There are a few startling realizations that arose from the modern theory of polarization:

1. Polarization is not a well-defined quantity in that it is multi-valued.
2. Only polarization difference has any physical meaning.
3. Experiments only measure differences in polarization.
4. Polarization is deeply rooted in the concept of the Berry phase.
5. (not startling) Polarization is a bulk phenomenon.

There is a fantastic pedagogical introduction to the subject by Spaldin entitled A beginner’s guide to the modern theory of polarization.

As just a little preview of the Spaldin paper, let me outline the issues as she does. The problem with defining polarization as the dipole moment per unit cell can easily be understood using the picture of the one-dimensional chain below:

Using the box on the left, one would calculate the dipole moment per unit length as:

$p =\frac{e}{a}\sum_i q_id_i = \frac{e}{a}(\frac{a}{4}\times -1 + \frac{3a}{4}\times 1) = \frac{e}{2}$

whereas the box on the right gives:

$p =\frac{e}{a}\sum_i q_id_i = \frac{e}{a}(\frac{a}{4}\times 1 + \frac{3a}{4}\times -1) = \frac{-e}{2}$.

That these don’t match has to do precisely with the fact that polarization in a solid is multi-valued, as alluded to earlier. Now consider the following one-dimensional lattice with a distortion:

The polarization now for the distorted lattice (second row in the image above) for the left and right boxes are respectively:

Left Box: $p = \frac{e}{2} +\frac{ed}{a}$

Right Box: $p = \frac{-e}{2} +\frac{ed}{a}$

We can therefore see that for both boxes, the change in polarization is $\delta p = \frac{ed}{a}$, which is a single-valued and experimentally well-defined quantity.

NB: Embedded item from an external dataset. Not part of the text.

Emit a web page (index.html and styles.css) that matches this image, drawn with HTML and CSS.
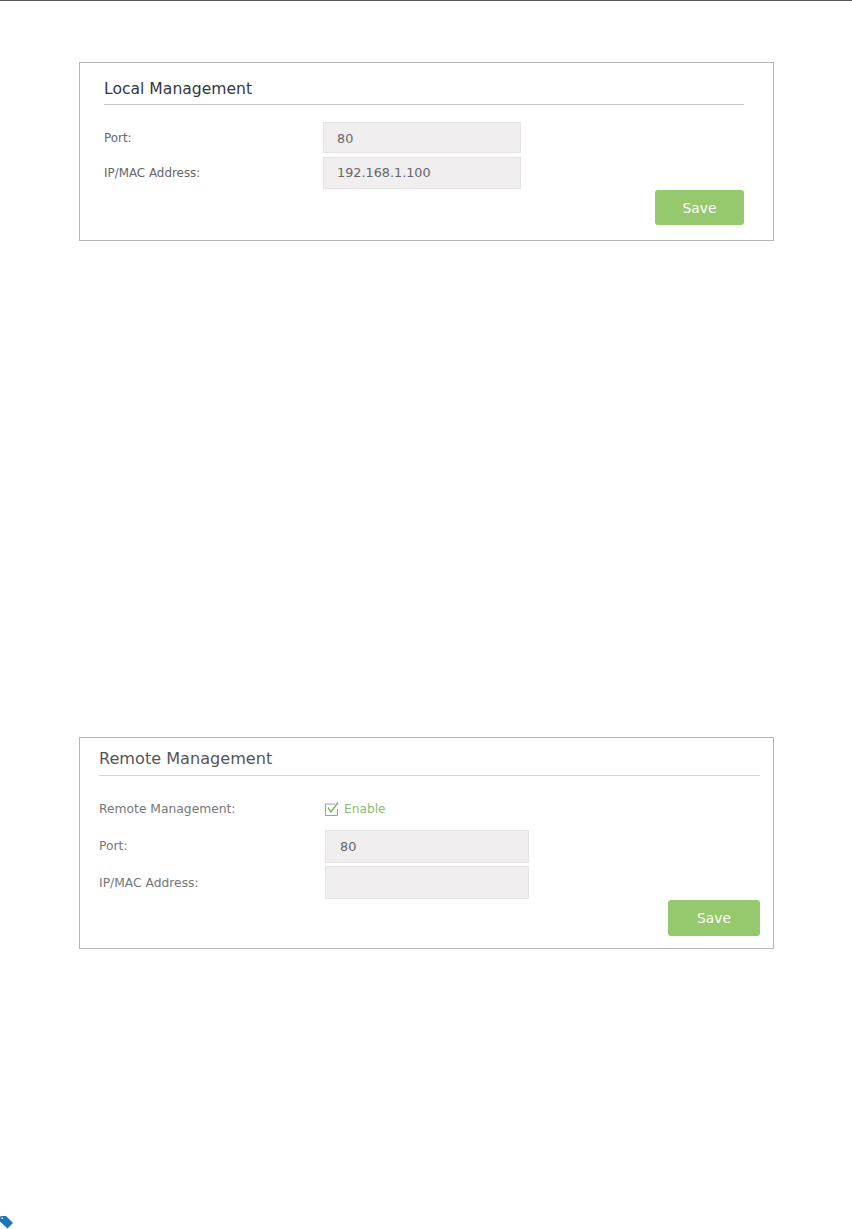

While this illustration was classical, when one includes the wavefunction of the electrons, one is forced to consider the Berry phase of the Bloch electrons. While I have known about this result for some time now, I still find it quite surprising that the simple concept of polarization in a solid has any relationship to the Berry phase at all. I strongly recommend Spaldin’s eminently readable article as an excellent introduction to the subject.